До физической боли, до помутнения рассудка мешало то, что Вера Петровна, не умолкая, что-то говорила, спрашивала. Я уже поняла, что она тараторит намеренно, чтобы разбить возникшее в полумраке настроение близости. «Это лишнее, это нам не нужно, — отклоняла она мои бедные подарки: лошадь, сшитое мною для сына. — У него все есть. И вообще дом ломится от игрушек. А пирожные? Ему их нельзя…»

Даже для тактических ходов ее тарахтение выглядело нервическим перебором. Мне было не до того, чтобы вникать в причины ее вздернутости. Я держала на руках своего мальчика, а в коридоре ждал конвоир.

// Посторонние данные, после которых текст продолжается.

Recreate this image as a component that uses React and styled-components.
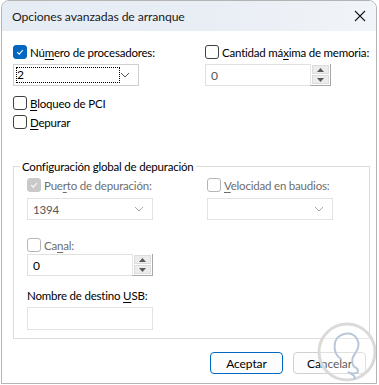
import React from 'react';
import styled, { createGlobalStyle } from 'styled-components';

const Global = createGlobalStyle`
  html, body { margin: 0; padding: 0; background: #ffffff; }
  body { font-family: Lato, "Noto Sans", sans-serif; font-size: 11.5px; letter-spacing: -0.2px; color: #000; }
`;

const Window = styled.div`
  position: relative;
  box-sizing: border-box;
  width: 376px;
  height: 384px;
  margin-left: 1px;
  border: 1px solid #b4b4b4;
  border-radius: 8px 8px 0 0;
  background: #ffffff;
  overflow: hidden;
  display: flex;
  flex-direction: column;
`;

const TitleBar = styled.div`
  height: 30px;
  flex: none;
  display: flex;
  align-items: center;
  justify-content: space-between;
  padding: 0 10px 0 10px;
  background: linear-gradient(90deg, #e6ecf4 0%, #e9eef5 55%, #f1f4f8 100%);
`;

const Title = styled.span`
  font-size: 12.2px;
  letter-spacing: -0.1px;
  color: #1a1a1a;
`;

const Body = styled.div`
  flex: 1;
  display: flex;
  flex-direction: column;
  padding: 14px 4px 0 11px;
`;

const TwoCols = styled.div`
  display: grid;
  grid-template-columns: ${p => p.$left || 192}px 1fr;
  align-items: start;
`;

const Column = styled.div`
  display: flex;
  flex-direction: column;
  gap: ${p => p.$gap || 5}px;
`;

const CheckLine = styled.label`
  display: flex;
  align-items: center;
  gap: 3px;
  height: 14px;
  color: ${p => (p.$disabled ? '#6d6d6d' : '#000')};
  margin-top: ${p => p.$mt || 0}px;
  white-space: nowrap;
`;

const Box = styled.span`
  box-sizing: border-box;
  width: 14px;
  height: 14px;
  border-radius: 3px;
  flex: none;
  display: flex;
  align-items: center;
  justify-content: center;
  background: ${p => (p.$checked ? (p.$disabled ? '#c9c9c9' : '#0067c0') : '#fff')};
  border: 1px solid ${p => (p.$checked ? (p.$disabled ? '#c9c9c9' : '#0067c0') : p.$disabled ? '#b5b5b5' : '#404040')};
`;

const Key = styled.u`
  text-underline-offset: 2px;
`;

const Select = styled.div`
  box-sizing: border-box;
  width: 126px;
  height: 22px;
  border: 1px solid ${p => (p.$disabled ? '#e3e3e3' : '#cfcfcf')};
  display: flex;
  align-items: center;
  justify-content: space-between;
  padding: 0 8px 0 ${p => (p.$focus ? 2 : 5)}px;
  color: ${p => (p.$disabled ? '#555' : '#000')};
  background: #fff;
`;

const FocusValue = styled.span`
  box-sizing: border-box;
  width: 104px;
  height: 16px;
  line-height: 15px;
  padding-left: 1px;
  font-size: 12px;
  outline: 1px dotted #000;
  outline-offset: -1px;
`;

const Chevron = ({ color = '#555' }) => (
  <svg width="10" height="6" viewBox="0 0 10 6">
    <polyline points="1,1 5,5 9,1" fill="none" stroke={color} strokeWidth="1" />
  </svg>
);

const Tick = ({ color = '#fff' }) => (
  <svg width="10" height="10" viewBox="0 0 10 10">
    <polyline points="2.2,5.2 4.2,7.1 7.9,3" fill="none" stroke={color} strokeWidth="1.1" />
  </svg>
);

const Spin = styled.div`
  box-sizing: border-box;
  width: 126px;
  height: 22px;
  border: 1px solid #e1e1e1;
  display: flex;
  align-items: stretch;
  background: #fff;
`;

const SpinText = styled.span`
  flex: 1;
  display: flex;
  align-items: center;
  padding-left: 5px;
  font-size: 12px;
  color: ${p => (p.$muted ? '#555' : '#000')};
`;

const SpinButtons = styled.div`
  width: 17px;
  display: flex;
  flex-direction: column;
  gap: 1px;
  padding: 1px;
  border-left: 1px solid #e6e6e6;
  border-right: 1px solid #a7a7a7;
  border-bottom: 1px solid #a7a7a7;
  margin: -1px -1px -1px 0;
  background: #fff;
`;

const SpinBtn = styled.div`
  flex: 1;
  background: #ececec;
  border: 1px solid #dcdcdc;
  display: flex;
  align-items: center;
  justify-content: center;
`;

const Tri = ({ up }) => (
  <svg width="7" height="4" viewBox="0 0 7 4">
    <polygon points={up ? '0,4 7,4 3.5,0' : '0,0 7,0 3.5,4'} fill="#5a5a5a" />
  </svg>
);

const Group = styled.fieldset`
  margin: 31px 0 0 0;
  padding: 5px 0 8px 13px;
  width: 357px;
  box-sizing: border-box;
  border: 1px solid #dcdcdc;
  border-radius: 0;
  min-width: 0;
`;

const Legend = styled.legend`
  padding: 0 2px;
  margin-left: -7px;
  color: #000;
`;

const Label = styled.div`
  height: 14px;
  line-height: 14px;
  margin-top: 13px;
`;

const TextBox = styled.div`
  box-sizing: border-box;
  width: 126px;
  height: 23px;
  margin-top: 4px;
  border: 1px solid #e3e3e3;
  background: #fff;
`;

const Footer = styled.div`
  display: flex;
  justify-content: flex-end;
  gap: 10px;
  padding: 13px 6px 0 0;
`;

const Button = styled.button`
  box-sizing: border-box;
  width: 73px;
  height: 22px;
  border-radius: 4px;
  font-family: inherit;
  font-size: 12px;
  letter-spacing: -0.1px;
  color: #000;
  background: #fdfdfd;
  border: 1px solid ${p => (p.$primary ? '#0067c0' : '#d0d0d0')};
  box-shadow: ${p => (p.$primary ? 'inset 0 0 0 1px #fff' : 'none')};
  padding: 0;
`;

const Watermark = styled.svg`
  position: absolute;
  right: -8px;
  bottom: -6px;
  pointer-events: none;
`;

function Check({ checked, disabled, children, mt }) {
  return (
    <CheckLine $disabled={disabled} $mt={mt}>
      <Box $checked={checked} $disabled={disabled}>
        {checked && <Tick />}
      </Box>
      <span>{children}</span>
    </CheckLine>
  );
}

function Spinner({ value, muted }) {
  return (
    <Spin>
      <SpinText $muted={muted}>{value}</SpinText>
      <SpinButtons>
        <SpinBtn><Tri up /></SpinBtn>
        <SpinBtn><Tri /></SpinBtn>
      </SpinButtons>
    </Spin>
  );
}

export default function App() {
  return (
    <>
      <Global />
      <Window>
        <TitleBar>
          <Title>Opciones avanzadas de arranque</Title>
          <svg width="12" height="12" viewBox="0 0 12 12">
            <path d="M1 1 L11 11 M11 1 L1 11" stroke="#1a1a1a" strokeWidth="1.1" />
          </svg>
        </TitleBar>
        <Body>
          <TwoCols>
            <Column>
              <Check checked>
                Nú<Key>m</Key>ero de procesadores:
              </Check>
              <Select $focus>
                <FocusValue>2</FocusValue>
                <Chevron />
              </Select>
            </Column>
            <Column>
              <Check>
                Cantidad má<Key>x</Key>ima de memoria:
              </Check>
              <Spinner value="0" muted />
            </Column>
          </TwoCols>
          <Check mt={10}>
            <Key>B</Key>loqueo de PCI
          </Check>
          <Check mt={5}>
            <Key>D</Key>epurar
          </Check>
          <Group>
            <Legend>Configuración global de depuración</Legend>
            <TwoCols $left={180}>
              <Column $gap={6}>
                <Check checked disabled>
                  Pue<Key>r</Key>to de depuración:
                </Check>
                <Select $disabled>
                  <span>1394</span>
                  <Chevron color="#a9a9a9" />
                </Select>
              </Column>
              <Column $gap={6}>
                <Check disabled>
                  <Key>V</Key>elocidad en baudios:
                </Check>
                <Select $disabled>
                  <span />
                  <Chevron color="#a9a9a9" />
                </Select>
              </Column>
            </TwoCols>
            <Column $gap={2}>
              <Check disabled mt={18}>
                Ca<Key>n</Key>al:
              </Check>
              <Spinner value="0" />
            </Column>
            <Label>
              Nombre de destino <Key>U</Key>SB:
            </Label>
            <TextBox />
          </Group>
          <Footer>
            <Button $primary>Aceptar</Button>
            <Button>Cancelar</Button>
          </Footer>
        </Body>
        <Watermark width="70" height="70" viewBox="0 0 70 70">
          <circle cx="33" cy="33" r="28" fill="rgba(255,255,255,0.35)" stroke="#dadada" strokeWidth="3" />
          <path
            d="M27 40 C18 34 18 18 30 15 C42 12 48 24 42 33 C39 38 37 40 39 46 C41 50 44 48 44 52 C44 55 36 55 34 53 C38 55 43 58 40 60"
            fill="none"
            stroke="#b9c8d8"
            strokeWidth="2"
            strokeLinecap="round"
          />
        </Watermark>
      </Window>
    </>
  );
}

И вдруг с внезапностью урагана Вера Петровна сделала какой-то рывок, выдохнула из себя неясный истерический звук и, соскользнув с табуретки, встала передо мной на колени:

— Тамара Владиславовна, отдайте мне Юрика! Вы молоды. У вас еще будут дети. Я не могу их иметь. Отдайте мне его! Я всякий знала страх. Такого вообразить не умела.

— Что вы такое говорите? Господи! У вас есть сын. У вас есть ваш ребенок.

Но ей нужен был Филипп. И потому мой сын — тоже.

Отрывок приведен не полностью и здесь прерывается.